What is the secret of economic development? Many of those who studied the success of Japan, South Korea and Taiwan in the 1960s, 70s and 80s, and who now study China, have pointed to the government, or the state. They know that central planning, in the Soviet Union and Mao’s China, did not work. The crucial ingredient, such scholars say, is a “developmental state”, a state capable of directing resources to the areas of the economy that need them most, while using open markets and the price mechanism to maintain competition and discipline. But there is now a big problem with this argument. It is called India. That country is now growing at an annual pace of 9% or more, in real terms. It is rivalling China as a bringer of excitement to global investors and to economists. And yet the growth seems to be happening despite the government, not because of it.

            In fact, it is quite hard to explain why India is growing so rapidly. For three decades before 1980, it grew by an annual average of just 3.5% a year. In the 1980s and 1990s, reforms to reduce regulatory controls and to lower trade barriers helped growth to accelerate to around 6% a year. Since the early 1990s, however, the pace of reform has been slow. The government has made only modest progress in building new infrastructure, for example. Yet during the past three years, without any big new reform or public investment effort, India seems to have raised its growth rate from 6% per year to around 7-8% in 2003-05 and now that 9% figure in the latest year.

            It is easier to describe the improvement than to explain it. What has occurred in India is that private investment has increased rapidly, bringing overall investment to a level of more than 30% of GDP, compared with 23-25% a decade ago, and that investment is being financed mainly by domestic savings, both by households and by a profitable corporate sector. The gross national savings rate has also risen to just over 30% of GDP. That investment level is lower than in China, where it has reached 40% or higher, but Indian investment is arguably much more efficient as more of it is allocated in an open market and with properly functioning price mechanisms.

            India’s economy is currently overheating. So, at least, says my former employer, The Economist, but also so says the Reserve Bank of India, the central bank, which has been raising interest rates to control credit growth and inflation. The inflation rate has risen to about 7%. Capacity utilisation rates in manufacturing industry are approaching 100%. Rapid growth in bank credit has resulted in rapid rises in asset prices, such as equities and real estate.

            Yet although such overheating is a good reason to be cautious about India’s economic prospects in the short term, it does not necessarily mean that the current 9% growth rate is just an illusion. The reason is the high rate of investment, which is almost entirely private rather than public spending. It means that manufacturing capacity is being expanded, that new residential and commercial property is being built, even that new private roads and electricity supply are being built. Today’s supply constraints, which are driving up inflation, can and probably will be overcome. India really does feel as if it is on the move. Indian entrepreneurs gush with confidence, especially as their balance sheets are gushing with capital. They are striding on the world stage, buying up foreign assets such as the Corus steel company in Europe. But they are investing even more in India.


Government’s subtler role

On the face of it, India’s current success seems to be happening despite the government, rather than because of it. The prime minister, Dr Manmohan Singh, is a fine economist who as finance minister was the architect of the reforms of the early 1990s, but since taking office in his present job in 2004 he has achieved few of his reform ambitions because his Congress party has had to govern in coalition with a number of anti-reform communist groups.

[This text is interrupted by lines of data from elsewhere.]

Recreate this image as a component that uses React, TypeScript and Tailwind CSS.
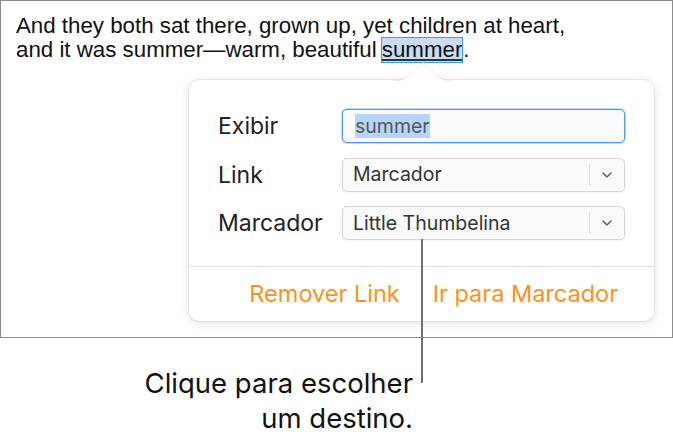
import React from 'react'

function Chevron() {
  return (
    <svg width="12" height="8" viewBox="0 0 12 8" className="text-[#555]">
      <path d="M2 2 L6 6 L10 2" fill="none" stroke="currentColor" strokeWidth="1.4" strokeLinecap="round" strokeLinejoin="round" />
    </svg>
  )
}

function Select({ value }: { value: string }) {
  return (
    <div className="flex h-[34px] w-[283px] items-center rounded-[5px] border border-[#d6d6d6] bg-[#fafafa] shadow-[0_1px_1px_rgba(0,0,0,0.05)]">
      <span className="flex-1 pl-[10px] text-[19.5px] text-[#333]">{value}</span>
      <div className="h-[22px] w-px bg-[#dcdcdc]" />
      <div className="flex w-[34px] items-center justify-center">
        <Chevron />
      </div>
    </div>
  )
}

export default function App() {
  return (
    <div className="relative h-[443px] w-[673px] bg-white font-['Inter','Liberation_Sans',sans-serif]">
      {/* Document frame */}
      <div className="relative h-[338px] w-[673px] border border-[#8c8c8c]">
        <p className="pl-[15px] pt-[13px] font-['Liberation_Sans',Arial,sans-serif] text-[22.3px] leading-[23px] text-[#111]">
          And they both sat there, grown up, yet children at heart,
          <br />
          and it was summer—warm, beautiful{' '}
          <span className="-ml-[2px] inline-block h-[26px] border border-[#3d9bf7] bg-[#c9dcf4] leading-[24px] underline decoration-[#333] underline-offset-2">summer</span>.
        </p>

        {/* Popover */}
        <div className="absolute left-[188px] top-[79px] h-[241px] w-[465px] rounded-[10px] bg-white shadow-[0_0_0_1px_rgba(0,0,0,0.06),0_2px_12px_rgba(0,0,0,0.12)]">
          <svg width="60" height="20" viewBox="0 0 60 20" className="absolute left-[204px] top-[-18px]">
            <path d="M0 19 Q10 19 16 14 L30 0 L44 14 Q50 19 60 19" fill="white" stroke="rgba(0,0,0,0.08)" strokeWidth="1" />
            <rect x="0" y="19" width="60" height="2" fill="white" />
          </svg>

          <div className="flex flex-col gap-[14px] px-[29px] pt-[29px]">
            <div className="flex items-center justify-between">
              <span className="text-[23px] text-[#222]">Exibir</span>
              <div className="flex h-[34px] w-[283px] items-center rounded-[5px] border border-[#4a9bf5] bg-[#fafafa] pl-[12px] shadow-[0_0_0_1px_rgba(74,155,245,0.35)]">
                <span className="bg-[#b5d5fb] text-[19.5px] leading-[24px] text-[#555]">summer</span>
              </div>
            </div>
            <div className="flex items-center justify-between">
              <span className="text-[23px] text-[#222]">Link</span>
              <Select value="Marcador" />
            </div>
            <div className="flex items-center justify-between">
              <span className="text-[23px] text-[#222]">Marcador</span>
              <Select value="Little Thumbelina" />
            </div>
          </div>

          <div className="mt-[25px] border-t border-[#e3e3e3]" />
          <div className="flex h-[55px] items-center justify-end gap-[33px] pr-[36px] text-[23.5px] text-[#f7931e]">
            <span>Remover Link</span>
            <span>Ir para Marcador</span>
          </div>
        </div>
      </div>

      {/* Callout */}
      <div className="absolute left-[421px] top-[239px] h-[144px] w-[2px] bg-[#707070]" />
      <div className="w-[413px] pt-[28px] text-right text-[27.5px] leading-[35px] text-[#111]">
        Clique para escolher
        <br />
        um destino.
      </div>
    </div>
  )
}
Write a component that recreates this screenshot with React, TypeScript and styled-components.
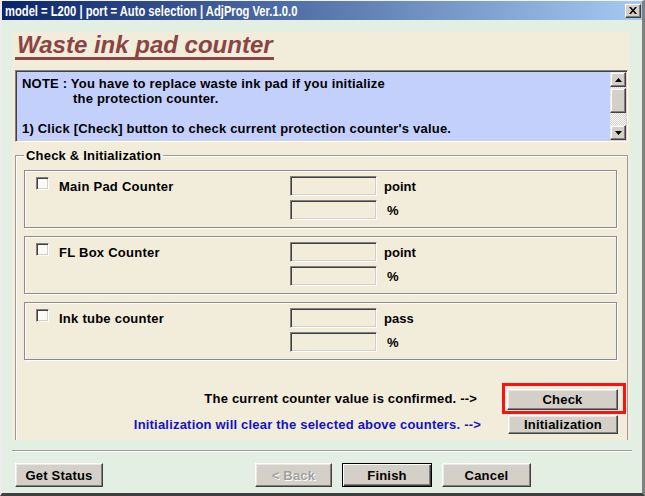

Thus, the big question presents itself: does India represent a completely different development model to that seen in Japan, Korea and China, led by services rather than goods exports, and occurring without any clear government leadership?

            My sense, after spending most of February in India, is that Asia’s new emerging economic giant is less different than it looks. The reason is twofold: first, that the role of government in Japan, Korea and China has been more subtle than is commonly supposed; and, second, that in India, the government has done more than the current caricature suggests.

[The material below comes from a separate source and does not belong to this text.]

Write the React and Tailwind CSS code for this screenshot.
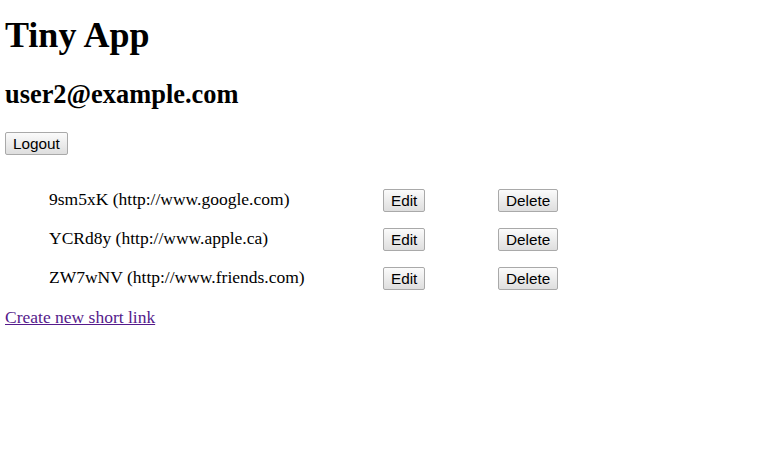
const urls = [
  { id: "9sm5xK", long: "http://www.google.com" },
  { id: "YCRd8y", long: "http://www.apple.ca" },
  { id: "ZW7wNV", long: "http://www.friends.com" },
];

function Button({ children, className = "" }) {
  return (
    <button
      type="button"
      className={
        "h-[23px] rounded-[2px] border border-[#a9a9a9] bg-gradient-to-b from-[#fbfbfb] to-[#dedede] px-[7px] text-[15.3px] leading-none text-black " +
        className
      }
      style={{ fontFamily: '"Liberation Sans", Arial, sans-serif' }}
    >
      {children}
    </button>
  );
}

export default function App() {
  return (
    <div
      className="min-h-[453px] bg-white px-[5px] text-[17.5px] text-black"
      style={{ fontFamily: '"Liberation Serif", "Times New Roman", serif' }}
    >
      <h1 className="pt-[15px] text-[36px] font-bold leading-[40px]">Tiny App</h1>
      <h2 className="mt-[24px] text-[26.4px] font-bold leading-[30px]">user2@example.com</h2>
      <div className="mt-[21px]">
        <Button>Logout</Button>
      </div>

      <div className="mt-[32px] flex flex-col gap-[16px]">
        {urls.map((u) => (
          <div key={u.id} className="flex h-[23px] items-center">
            <div className="w-[378px] pl-[44px] leading-[23px]">
              {u.id} ({u.long})
            </div>
            <div className="w-[115px]">
              <Button>Edit</Button>
            </div>
            <div>
              <Button>Delete</Button>
            </div>
          </div>
        ))}
      </div>

      <div className="mt-[17px] leading-[22px]">
        <a href="#" className="text-[#551a8b] underline">
          Create new short link
        </a>
      </div>
    </div>
  );
}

            Where the role of government in East Asia and in India converges is that in all those countries the critical contribution made by government has not been planning, or guidance, but rather in the provision of two other important things: stability and flexibility. Outside observers are always keen to detect clever pieces of micro-economic intervention by Asian governments. But actually their most important role has been macro-economic: the maintenance of a firm, anti-inflationary fiscal and monetary framework. Japan’s success in the 1960s and 1970s depended crucially on such stability. So has China’s since 1990: if the government had allowed inflation to get out of control, then it would have scared away not just foreign investors but also domestic ones, and would have deterred ordinary Chinese from saving.

            Flexibility has come from lowering trade barriers and removing regulations that impeded the creation of new businesses. China’s entry into the World Trade Organisation in 2001 was directed exactly at that. Japan was long notorious for its barriers to trade. But in its export-oriented sectors its economy was opened up to competition early on, ensuring that input prices were low and that firms had to measure themselves against the best in the world.

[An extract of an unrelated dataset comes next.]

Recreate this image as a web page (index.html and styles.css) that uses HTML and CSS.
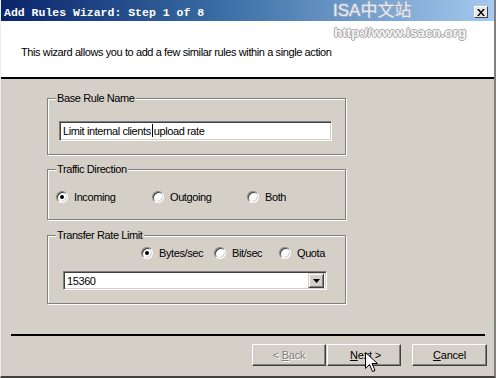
FILE: index.html
```html
<!DOCTYPE html>
<html lang="en">
<head>
    <meta charset="UTF-8">
    <title>Add Rules Wizard</title>
    <link rel="stylesheet" href="styles.css">
</head>
<body>
    <div class="window">
        <div class="titlebar">
            <span class="title">Add Rules Wizard: Step 1 of 8</span>
            <span class="close">
                <svg width="8" height="7" viewBox="0 0 8 7"><path d="M0 0h2l2 2.5 2-2.5h2L5 3.5 8 7H6L4 4.5 2 7H0l3-3.5z" fill="#000"/></svg>
            </span>
        </div>
        <div class="header">
            <p>This wizard allows you to add a few similar rules within a single action</p>
        </div>
        <div class="header-rule"></div>

        <div class="content">
            <fieldset class="group group-name">
                <legend>Base Rule Name</legend>
                <div class="textbox">Limit internal clients<span class="caret"></span>upload rate</div>
            </fieldset>

            <fieldset class="group group-direction">
                <legend>Traffic Direction</legend>
                <div class="radio-row">
                    <label class="radio"><span class="dot checked"></span>Incoming</label>
                    <label class="radio"><span class="dot"></span>Outgoing</label>
                    <label class="radio"><span class="dot"></span>Both</label>
                </div>
            </fieldset>

            <fieldset class="group group-rate">
                <legend>Transfer Rate Limit</legend>
                <div class="unit-row">
                    <label class="radio"><span class="dot checked"></span>Bytes/sec</label>
                    <label class="radio"><span class="dot"></span>Bit/sec</label>
                    <label class="radio"><span class="dot"></span>Quota</label>
                </div>
                <div class="combo">
                    <span class="combo-value">15360</span>
                    <span class="combo-button">
                        <svg width="7" height="4" viewBox="0 0 7 4"><path d="M0 0h7L3.5 4z" fill="#000"/></svg>
                    </span>
                </div>
            </fieldset>
        </div>

        <div class="footer">
            <div class="separator"></div>
            <div class="buttons">
                <button class="button disabled">&lt; <u>B</u>ack</button>
                <button class="button">&nbsp;<u>N</u>ext &gt;</button>
                <button class="button cancel"><u>C</u>ancel</button>
            </div>
        </div>

        <div class="watermark">
            <div class="wm-title">ISA中文站</div>
            <div class="wm-url">http://www.isacn.org</div>
        </div>

        <svg class="cursor" width="13" height="21" viewBox="0 0 13 21">
            <path d="M0.5 0.5v16l4-4 3 7 2.5-1-3-7h5.5z" fill="#fff" stroke="#000" stroke-width="1"/>
        </svg>
    </div>
</body>
</html>
```

FILE: styles.css
```css
body {
    margin: 0;
    font-family: "Liberation Sans", Arial, sans-serif;
    font-size: 11px;
    letter-spacing: -0.4px;
    color: #000;
}
.window {
    position: relative;
    width: 496px;
    height: 378px;
    box-sizing: border-box;
    background-color: #d4d0c8;
    border-left: 1px solid #eeeeee;
    border-right: 2px solid #808080;
    border-bottom: 2px solid #404040;
    overflow: hidden;
    display: flex;
    flex-direction: column;
}
.titlebar {
    height: 21px;
    display: flex;
    align-items: center;
    justify-content: space-between;
    padding: 0 6px 0 3px;
    background: linear-gradient(to right, #0a246a, #3a6ea5 45%, #a6caf0);
}
.title {
    font-family: "Liberation Mono", monospace;
    font-weight: bold;
    font-size: 11.5px;
    letter-spacing: 0;
    color: #fff;
    margin-top: 3px;
}
.close {
    width: 12px;
    height: 10px;
    display: flex;
    align-items: center;
    justify-content: center;
    background-color: #e8e8e8;
    border: 1px solid;
    border-color: #fff #404040 #404040 #fff;
    margin-top: 3px;
}
.header {
    height: 56px;
    background-color: #fff;
    display: flex;
    align-items: center;
    padding: 5px 0 0 20px;
    box-sizing: border-box;
}
.header p {
    margin: 0;
}
.header-rule {
    height: 2px;
    background-color: #000;
}
.content {
    padding-left: 46px;
}
.group {
    width: 299px;
    box-sizing: border-box;
    margin: 0;
    padding-left: 0;
    padding-right: 0;
    border: 1px solid #808080;
    box-shadow: inset 1px 1px 0 #fff, 1px 1px 0 #fff;
    min-width: 0;
}
.group legend {
    line-height: 14px;
    padding: 0 1px;
    margin-left: 8px;
    background-color: #d4d0c8;
}
.group-name {
    margin-top: 12px;
    padding-top: 16px;
    padding-bottom: 13px;
}
.group-direction {
    margin-top: 7px;
    padding-top: 14px;
    padding-bottom: 15px;
}
.group-rate {
    margin-top: 8px;
    padding-top: 4px;
    padding-bottom: 13px;
}
.textbox {
    width: 273px;
    height: 20px;
    margin-left: 11px;
    box-sizing: border-box;
    background-color: #fff;
    border: 1px solid;
    border-color: #808080 #fff #fff #808080;
    box-shadow: inset 1px 1px 0 #404040, inset -1px -1px 0 #d4d0c8;
    padding: 2px 3px;
    line-height: 14px;
    white-space: nowrap;
}
.caret {
    display: inline-block;
    width: 1px;
    height: 13px;
    background-color: #000;
    vertical-align: -2px;
    margin: 0 1px;
}
.radio-row {
    display: grid;
    grid-template-columns: 96px 95px auto;
    margin-left: 8px;
    height: 14px;
}
.radio {
    display: flex;
    align-items: center;
    gap: 6px;
    line-height: 14px;
}
.dot {
    position: relative;
    flex: none;
    width: 12px;
    height: 12px;
    box-sizing: border-box;
    border-radius: 50%;
    background-color: #fff;
    border: 1px solid;
    border-color: #808080 #fff #fff #808080;
    box-shadow: inset 1px 1px 0 #404040, inset -1px -1px 0 #d4d0c8;
}
.dot.checked::after {
    content: "";
    position: absolute;
    left: 3px;
    top: 3px;
    width: 4px;
    height: 4px;
    border-radius: 50%;
    background-color: #000;
}
.unit-row {
    display: grid;
    grid-template-columns: 73px 65px auto;
    margin-left: 93px;
    height: 14px;
}
.combo {
    width: 264px;
    height: 19px;
    margin: 11px 0 0 15px;
    box-sizing: border-box;
    background-color: #fff;
    border: 1px solid;
    border-color: #808080 #fff #fff #808080;
    box-shadow: inset 1px 1px 0 #404040, inset -1px -1px 0 #d4d0c8;
    display: flex;
    align-items: center;
    justify-content: space-between;
    padding: 1px 2px 1px 3px;
}
.combo-button {
    width: 16px;
    height: 15px;
    box-sizing: border-box;
    display: flex;
    align-items: center;
    justify-content: center;
    background-color: #d4d0c8;
    border: 1px solid;
    border-color: #d4d0c8 #404040 #404040 #d4d0c8;
    box-shadow: inset 1px 1px 0 #fff, inset -1px -1px 0 #808080;
}
.footer {
    padding-top: 30px;
}
.separator {
    height: 2px;
    margin: 0 9px 0 10px;
    background-color: #000;
}
.buttons {
    display: flex;
    justify-content: flex-end;
    margin-top: 8px;
    padding-right: 7px;
}
.button {
    width: 74px;
    height: 22px;
    margin: 0;
    padding: 0;
    font-family: "Liberation Sans", Arial, sans-serif;
    font-size: 11px;
    letter-spacing: -0.2px;
    color: #000;
    background-color: #d4d0c8;
    border: 1px solid;
    border-color: #fff #404040 #404040 #fff;
    box-shadow: inset -1px -1px 0 #808080;
}
.button + .button {
    margin-left: 1px;
}
.button.cancel {
    width: 75px;
    margin-left: 11px;
}
.button.disabled {
    color: #808080;
    text-shadow: 1px 1px 0 #fff;
}
.watermark {
    position: absolute;
    left: 330px;
    top: 0;
    letter-spacing: 0;
    color: #e4ecf8;
    text-shadow: 1px 0 0 #9aa8bc, -1px 0 0 #9aa8bc, 0 1px 0 #9aa8bc, 0 -1px 0 #9aa8bc;
}
.wm-title {
    font-family: "Liberation Sans", "Noto Sans CJK SC", sans-serif;
    font-size: 17px;
    line-height: 21px;
    padding-left: 2px;
}
.wm-url {
    font-family: "Liberation Sans", sans-serif;
    font-weight: bold;
    font-size: 13.5px;
    line-height: 20px;
    margin-top: 2px;
    padding-left: 3px;
    color: #f6f6f6;
    text-shadow: 1px 0 0 #a8a8a8, -1px 0 0 #a8a8a8, 0 1px 0 #a8a8a8, 0 -1px 0 #a8a8a8;
}
.cursor {
    position: absolute;
    left: 364px;
    top: 352px;
}
```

            Contrary to appearances, those have also been the key contributions by India’s government. During the past ten years, successive governments have worked to cut the country’s high budget deficits, lowering the combined deficit of state and central government from 10% of GDP to 6%. The central bank, though not properly independent, has sought to restrain inflation. Bit by bit, more flexibility has been introduced, by steady reductions in tariffs—including in the latest budget, unveiled on February 28th—by reducing the number of sectors reserved for small-scale firms, and by reforming taxes both for companies and for consumers.

            The task is incomplete. It has had to be done in a gradual, rather stealthy way, to avoid provoking controversy and opposition. If India is really to achieve sustained growth of 8-10% a year, the government will have to do more, by transferring its own spending away from wasteful subsidies and towards spending on education, health and infrastructure. That will be hard to do. But in an environment in which private investors have the confidence to invest their capital, it is possible that government too will find it has the chance to use growing tax revenues more constructively than in the past. India has the chance to create a virtuous cycle of growth and governmental reform. It is not a question of either using the state or the market. A developing country needs both.